## DATA EXCERPT
============
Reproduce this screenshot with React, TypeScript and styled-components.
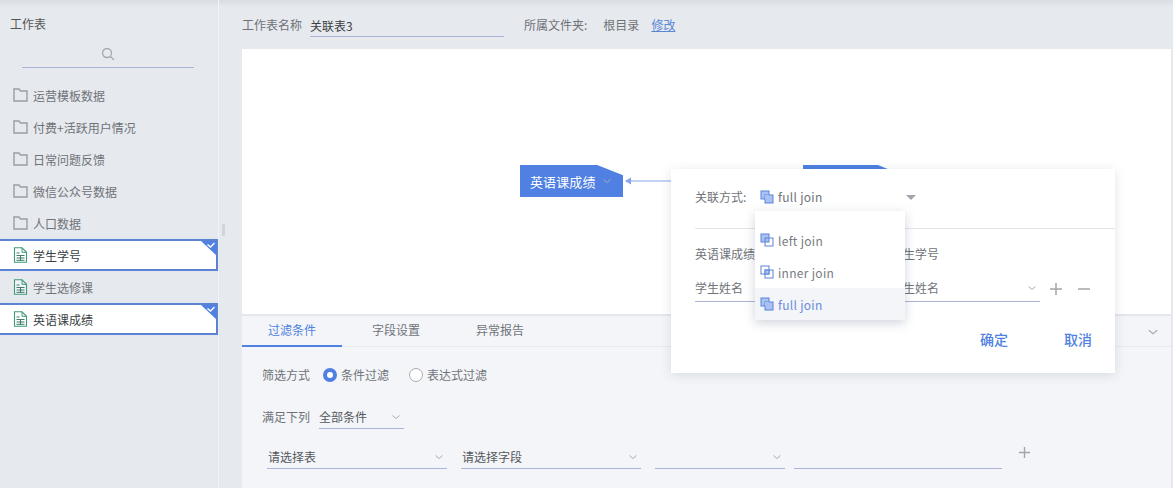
import React from "react";
import styled, { createGlobalStyle } from "styled-components";

const Global = createGlobalStyle`
  html, body { margin: 0; padding: 0; height: 100%; }
  body { font-family: "Noto Sans CJK SC", "Inter", sans-serif; font-size: 12px; color: #666; overflow: hidden; background: #e6e9ee; }
  #root { height: 100%; }
  * { box-sizing: border-box; }
`;

const Page = styled.div`
  position: relative;
  width: 1173px;
  height: 488px;
  display: flex;
  overflow: hidden;
  background: linear-gradient(#d9dde4 0, #e6e9ee 7px);
`;
const Sidebar = styled.aside`
  width: 219px;
  flex: none;
  border-right: 1px solid #f1f3f6;
  display: flex;
  flex-direction: column;
`;
const SideTitle = styled.div`
  height: 47px;
  padding: 15px 0 0 10px;
  font-size: 12px;
  line-height: 18px;
  color: #555;
`;
const SearchBox = styled.div`
  width: 172px;
  height: 21px;
  margin: 0 0 11px 22px;
  border-bottom: 1px solid #a9b4d6;
  display: flex;
  justify-content: center;
  align-items: flex-start;
  color: #a5a9ae;
`;
const Row = styled.div<{ $selected?: boolean }>`
  position: relative;
  height: 32px;
  width: 218px;
  display: flex;
  align-items: center;
  gap: 5px;
  padding-left: 13px;
  font-size: 12px;
  color: ${(p) => (p.$selected ? "#3c3f44" : "#6f7378")};
  background: ${(p) => (p.$selected ? "#fff" : "transparent")};
  border: ${(p) => (p.$selected ? "2px solid #5c83d0" : "0")};
  border-left: 0;
  box-shadow: ${(p) => (p.$selected ? "0 0 3px #dbe6f8" : "none")};
`;
const Corner = styled.span`
  position: absolute;
  top: 0;
  right: 0;
  width: 15px;
  height: 14px;
  display: block;
`;
const Splitter = styled.div`
  width: 23px;
  flex: none;
  padding: 224px 0 0 3px;
`;
const Handle = styled.div`
  width: 3px;
  height: 12px;
  background: #d2d6dc;
`;
const Main = styled.main`
  flex: 1;
  min-width: 0;
  padding-right: 2px;
  display: flex;
  flex-direction: column;
`;
const Header = styled.header`
  height: 49px;
  flex: none;
  display: flex;
  align-items: flex-start;
  padding-top: 16px;
  line-height: 18px;
  color: #6f7378;
`;
const NameInput = styled.div`
  width: 194px;
  height: 21px;
  margin: 0 20px 0 8px;
  border-bottom: 1px solid #a9b4d6;
  color: #3c3f44;
  padding-top: 1px;
`;
const FolderLabel = styled.span`
  margin-right: 16px;
`;
const FolderValue = styled.span`
  margin-right: 12px;
`;
const Link = styled.a`
  color: #5b85d8;
  text-decoration: underline;
`;
const Canvas = styled.section`
  position: relative;
  height: 265px;
  flex: none;
  background: #fff;
`;
const Node = styled.div<{ $x: number; $w: number }>`
  position: absolute;
  left: ${(p) => p.$x}px;
  top: 116px;
  width: ${(p) => p.$w}px;
  height: 32px;
  padding-left: 10px;
  display: flex;
  align-items: center;
  gap: 6px;
  color: #fff;
  font-size: 13px;
  letter-spacing: 0.1px;
  background: #4f80e2;
  clip-path: polygon(0 0, 75% 0, 100% 32%, 100% 100%, 0 100%);
`;
const ArrowLine = styled.svg`
  position: absolute;
  left: 382px;
  top: 127px;
`;
const Panel = styled.section`
  flex: 1;
  margin-top: 1px;
  background: #f3f5f8;
  display: flex;
  flex-direction: column;
  border-top: 1px solid #e2e5ea;
`;
const Tabs = styled.div`
  height: 31px;
  flex: none;
  display: flex;
  border-bottom: 1px solid #e6e9ee;
  position: relative;
  padding-right: 12px;
`;
const Tab = styled.div<{ $active?: boolean }>`
  height: 31px;
  padding: 5px 26px 0;
  margin-right: 4px;
  line-height: 18px;
  color: ${(p) => (p.$active ? "#4f80e2" : "#707479")};
  border-bottom: 2px solid ${(p) => (p.$active ? "#4f80e2" : "transparent")};
`;
const TabChevron = styled.span`
  margin-left: auto;
  padding-top: 8px;
  color: #aab0b8;
`;
const FilterBody = styled.div`
  padding: 19px 0 0 20px;
  color: #6f7378;
`;
const RadioRow = styled.div`
  height: 18px;
  display: flex;
  align-items: center;
  line-height: 18px;
  margin-bottom: 22px;
`;
const RadioLabel = styled.span`
  margin-right: 13px;
`;
const Radio = styled.span<{ $on?: boolean }>`
  width: 14px;
  height: 14px;
  border-radius: 50%;
  background: #fff;
  border: ${(p) => (p.$on ? "4px solid #4f80e2" : "1px solid #a8acb2")};
  margin-right: 4px;
  flex: none;
`;
const RadioText = styled.span`
  margin-right: 20px;
`;
const ConditionRow = styled.div`
  display: flex;
  align-items: flex-start;
  height: 24px;
  margin-bottom: 16px;
`;
const ConditionLabel = styled.span`
  line-height: 18px;
  margin: 2px 9px 0 0;
`;
const Select = styled.div<{ $w: number; $ml?: number }>`
  width: ${(p) => p.$w}px;
  margin-left: ${(p) => p.$ml ?? 0}px;
  height: 23px;
  flex: none;
  border-bottom: 1px solid #a9b4d6;
  display: flex;
  align-items: center;
  justify-content: space-between;
  color: #55585d;
  line-height: 18px;
  padding-right: 3px;
`;
const CondSelectText = styled.span`
  padding-left: 1px;
`;
const Chevron = styled.svg`
  color: #a8adb4;
  flex: none;
`;
const PlusBtn = styled.span<{ $ml: number }>`
  margin-left: ${(p) => p.$ml}px;
  display: flex;
  align-items: center;
  color: #a2a5aa;
`;

const Dialog = styled.div`
  position: absolute;
  left: 671px;
  top: 169px;
  width: 444px;
  height: 204px;
  background: #fff;
  box-shadow: 0 2px 10px rgba(70, 85, 110, 0.16);
  padding: 19px 0 0 24px;
  color: #6f7378;
`;
const JoinRow = styled.div`
  height: 41px;
  display: flex;
  align-items: flex-start;
  line-height: 18px;
  border-bottom: 1px solid #e3e5e9;
`;
const JoinLabel = styled.span`
  width: 65px;
  flex: none;
`;
const JoinValue = styled.span`
  display: flex;
  align-items: center;
  gap: 4px;
  height: 18px;
  letter-spacing: 0.3px;
`;
const Caret = styled.span`
  margin: 7px 0 0 83px;
  width: 0;
  height: 0;
  border-left: 5px solid transparent;
  border-right: 5px solid transparent;
  border-top: 5px solid #a2a6ac;
`;
const FieldLabels = styled.div`
  display: grid;
  grid-template-columns: 196px 160px;
  line-height: 18px;
  padding-top: 16px;
  height: 46px;
`;
const FieldRow = styled.div`
  display: flex;
  align-items: center;
  height: 27px;
`;
const FieldSelect = styled.div<{ $w: number; $ml?: number }>`
  width: ${(p) => p.$w}px;
  margin-left: ${(p) => p.$ml ?? 0}px;
  height: 27px;
  border-bottom: 1px solid #a9b4d6;
  display: flex;
  align-items: center;
  justify-content: space-between;
  padding-right: 3px;
  flex: none;
  line-height: 18px;
`;
const DialogActions = styled.div`
  display: flex;
  justify-content: flex-end;
  gap: 56px;
  padding: 27px 23px 0 0;
`;
const ActionBtn = styled.span`
  font-size: 14px;
  line-height: 20px;
  color: #4f80e2;
  font-weight: 500;
`;
const Dropdown = styled.div`
  position: absolute;
  left: 755px;
  top: 211px;
  width: 150px;
  height: 109px;
  padding-top: 13px;
  background: #fff;
  box-shadow: 0 3px 10px rgba(70, 85, 110, 0.25);
`;
const DropItem = styled.div<{ $active?: boolean }>`
  height: 32px;
  display: flex;
  align-items: center;
  gap: 4px;
  padding-left: 5px;
  letter-spacing: 0.3px;
  color: ${(p) => (p.$active ? "#6a8ddb" : "#777b80")};
  background: ${(p) => (p.$active ? "#f3f5f8" : "transparent")};
`;

const ChevronDown = ({ size = 10 }: { size?: number }) => (
  <Chevron width={size} height={size} viewBox="0 0 10 10" fill="none">
    <path d="M1.5 3.5 5 6.5l3.5-3" stroke="currentColor" strokeWidth="1" />
  </Chevron>
);

const Folder = () => (
  <svg width="15" height="14" viewBox="0 0 15 14" fill="none">
    <path d="M1 1h5l1.5 2H14v10H1z" stroke="#9a9ea4" strokeWidth="1.4" />
  </svg>
);

const Sheet = () => (
  <svg width="15" height="16" viewBox="0 0 15 16" fill="none">
    <path d="M1.5 .8h7.5l4.5 4.5v10H1.500z" stroke="#3f9a78" strokeWidth="1.1" fill="#fff" fillOpacity="0.5" />
    <path d="M9 .8v4.500h4.500" stroke="#3f9a78" strokeWidth="1" />
    <path d="M3.500 6h3M3.500 8.500h8M3.500 11h8M3.500 13.300h8M7.500 8v6" stroke="#3a7d69" strokeWidth="1" />
  </svg>
);

const CheckCorner = () => (
  <Corner>
    <svg width="15" height="14" viewBox="0 0 15 14">
      <path d="M0 0h15v14z" fill="#4f80e2" />
      <path d="M6.500 3.500 9.500 6l4-4" fill="none" stroke="#fff" strokeWidth="1.400" />
    </svg>
  </Corner>
);

const JoinIcon = ({ kind }: { kind: "left" | "inner" | "full" }) => (
  <svg width="14" height="14" viewBox="0 0 14 14" fill="none">
    <rect x="1" y="1" width="8" height="8" fill={kind === "inner" ? "#fff" : "#a9c1f3"} stroke="#5a83d8" />
    <rect x="5" y="5" width="8" height="8" fill={kind === "full" ? "#a9c1f3" : "none"} stroke="#5a83d8" />
    {kind === "inner" && <rect x="5" y="5" width="4" height="4" fill="#a9c1f3" stroke="#5a83d8" />}
    {kind === "full" && <rect x="5" y="5" width="4" height="4" fill="#a9c1f3" />}
  </svg>
);

const Plus = ({ size = 14 }: { size?: number }) => (
  <svg width={size} height={size} viewBox="0 0 14 14" fill="none">
    <path d="M7 1v12M1 7h12" stroke="currentColor" strokeWidth="1.500" />
  </svg>
);

const Minus = () => (
  <svg width="14" height="14" viewBox="0 0 14 14" fill="none">
    <path d="M1 7h12" stroke="currentColor" strokeWidth="1.500" />
  </svg>
);

const folders = ["运营模板数据", "付费+活跃用户情况", "日常问题反馈", "微信公众号数据", "人口数据"];
const sheets = [
  { name: "学生学号", selected: true },
  { name: "学生选修课", selected: false },
  { name: "英语课成绩", selected: true },
];

export default function App() {
  return (
    <Page>
      <Global />
      <Sidebar>
        <SideTitle>工作表</SideTitle>
        <SearchBox>
          <svg width="14" height="14" viewBox="0 0 14 14" fill="none">
            <circle cx="6" cy="6" r="4.500" stroke="currentColor" strokeWidth="1.300" />
            <path d="M9.500 9.500 13 13" stroke="currentColor" strokeWidth="1.300" />
          </svg>
        </SearchBox>
        {folders.map((f) => (
          <Row key={f}>
            <Folder />
            {f}
          </Row>
        ))}
        {sheets.map((s) => (
          <Row key={s.name} $selected={s.selected}>
            <Sheet />
            {s.name}
            {s.selected && <CheckCorner />}
          </Row>
        ))}
      </Sidebar>
      <Splitter>
        <Handle />
      </Splitter>
      <Main>
        <Header>
          工作表名称
          <NameInput>关联表3</NameInput>
          <FolderLabel>所属文件夹:</FolderLabel>
          <FolderValue>根目录</FolderValue>
          <Link>修改</Link>
        </Header>
        <Canvas>
          <Node $x={278} $w={103}>
            英语课成绩
            <ChevronDown />
          </Node>
          <ArrowLine width="50" height="10" viewBox="0 0 50 10" fill="none">
            <path d="M2 5h48" stroke="#86a5ea" strokeWidth="1.200" />
            <path d="M7 1.500 1 5l6 3.500z" fill="#86a5ea" />
          </ArrowLine>
          <Node $x={561} $w={100} />
        </Canvas>
        <Panel>
          <Tabs>
            <Tab $active>过滤条件</Tab>
            <Tab>字段设置</Tab>
            <Tab>异常报告</Tab>
            <TabChevron>
              <ChevronDown size={12} />
            </TabChevron>
          </Tabs>
          <FilterBody>
            <RadioRow>
              <RadioLabel>筛选方式</RadioLabel>
              <Radio $on />
              <RadioText>条件过滤</RadioText>
              <Radio />
              <RadioText>表达式过滤</RadioText>
            </RadioRow>
            <ConditionRow>
              <ConditionLabel>满足下列</ConditionLabel>
              <Select $w={85}>
                全部条件
                <ChevronDown />
              </Select>
            </ConditionRow>
            <ConditionRow>
              <Select $w={180} $ml={5}>
                <CondSelectText>请选择表</CondSelectText>
                <ChevronDown />
              </Select>
              <Select $w={180} $ml={14}>
                <CondSelectText>请选择字段</CondSelectText>
                <ChevronDown />
              </Select>
              <Select $w={130} $ml={14}>
                <span />
                <ChevronDown />
              </Select>
              <Select $w={208} $ml={9} />
              <PlusBtn $ml={16}>
                <Plus size={13} />
              </PlusBtn>
            </ConditionRow>
          </FilterBody>
        </Panel>
      </Main>
      <Dialog>
        <JoinRow>
          <JoinLabel>关联方式:</JoinLabel>
          <JoinValue>
            <JoinIcon kind="full" />
            full join
          </JoinValue>
          <Caret />
        </JoinRow>
        <FieldLabels>
          <span>英语课成绩</span>
          <span>学生学号</span>
        </FieldLabels>
        <FieldRow>
          <FieldSelect $w={180}>学生姓名</FieldSelect>
          <FieldSelect $w={149} $ml={16}>
            学生姓名
            <ChevronDown />
          </FieldSelect>
          <PlusBtn $ml={9}>
            <Plus />
          </PlusBtn>
          <PlusBtn $ml={14}>
            <Minus />
          </PlusBtn>
        </FieldRow>
        <DialogActions>
          <ActionBtn>确定</ActionBtn>
          <ActionBtn>取消</ActionBtn>
        </DialogActions>
      </Dialog>
      <Dropdown>
        <DropItem>
          <JoinIcon kind="left" />
          left join
        </DropItem>
        <DropItem>
          <JoinIcon kind="inner" />
          inner join
        </DropItem>
        <DropItem $active>
          <JoinIcon kind="full" />
          full join
        </DropItem>
      </Dropdown>
    </Page>
  );
}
============
## AIM OF THE EXERCISE
From the listing above, pick out every line containing "components".

## WRITTEN ANSWER
Reproduce this screenshot with React, TypeScript and styled-components.
import styled, { createGlobalStyle } from "styled-components";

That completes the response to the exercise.